The problem is I have 1560 machines I will run this on and would like to add them to FAHControl. Is there a way I can manipulate the database directly. I see there is a database.py that is included as part of the RPM and I think it could be done through that somehow.
I took a look at the links, but from what I can see they are about connecting the FHAControl to a FAHClient, which I can do. What I am interested in is adding remote hosts in bulk.
Any ideas?
Cheers
Re: 10000 cores to donate for 3 weeks. Help me set up FAHCon
Posted: Thu Mar 26, 2020 9:27 pm
by _r2w_ben
hopoffbaby wrote:
Code: Select all
<config>
<!-- Folding Slots -->
<slot id='0' type='CPU'>
<cpus v='2'/>
</slot>
<slot id='1' type='CPU'>
<cpus v='2'/>
</slot>
<slot id='2' type='CPU'>
<cpus v='4'/>
</slot>
Any particular reason why you want to run 3 slots? If these are 8 core machines, this will need 3 work units to keep all cores occupied. Given the many reports of insufficient work, this would increase time spent idling waiting for a new work unit.
Fast returns are highly valued and promoted by the
Quick Return Bonus. One slot with 8 CPUs would require less work units to keep busy and result in far more points.
Edit: The code to start saving a new connection in FAHControl begins
here. The only API information I could find relates to
FAHClient. You're more interested in interacting with FAHControl.
Re: 10000 cores to donate for 3 weeks. Help me set up FAHCon
Posted: Thu Mar 26, 2020 11:07 pm
by Jesse_V
For each machine, add the following two lines to their subnet:
<allow v='10.0.0.0/8 127.0.0.1'/>
<password v='PASSWORD_GOES_HERE'/>
Of course replace the subnet and password with the subnet of your LAN and password of your choice. Leave the 127.0.0.1 item in there.

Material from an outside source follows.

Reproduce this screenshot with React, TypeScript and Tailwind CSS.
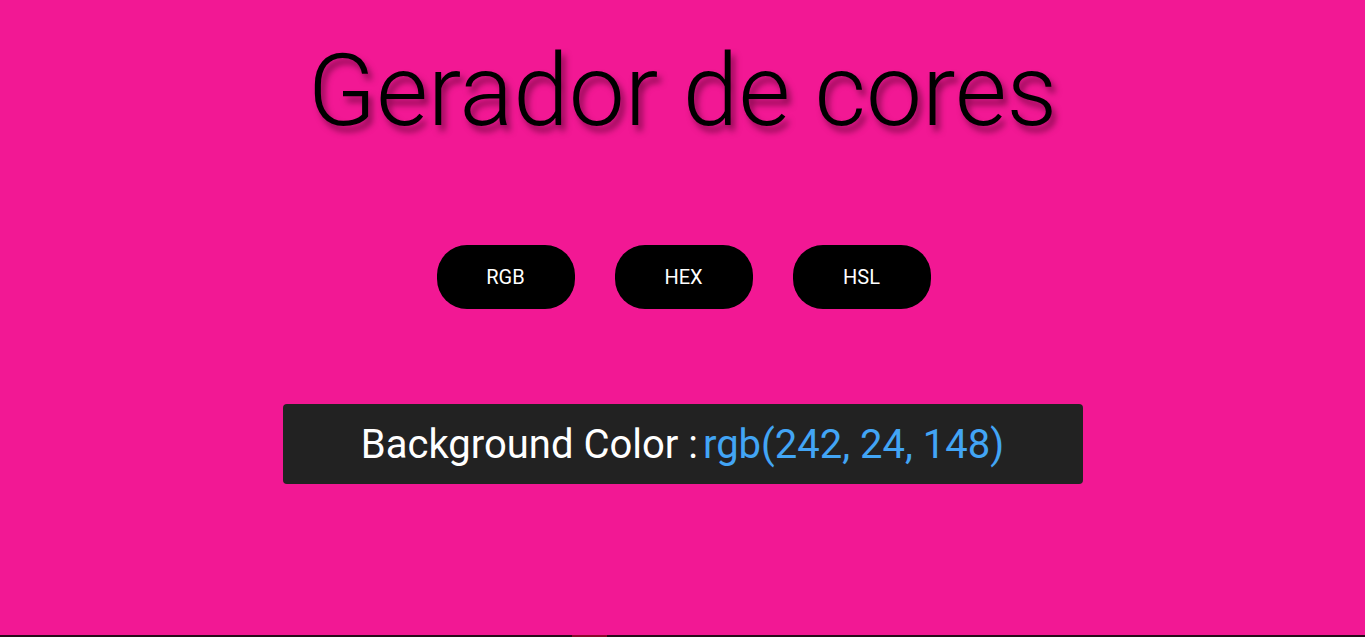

Then on the FAHControl that you want to use to rule them all, you can put in the IP address and password for each one. FAHControl saves its own settings to ~/.FAHClient/FAHControl.db, which is a SQLite3 file, so if you wanted to modify that (on your own) then you could deploy all those remote configurations quickly that way too.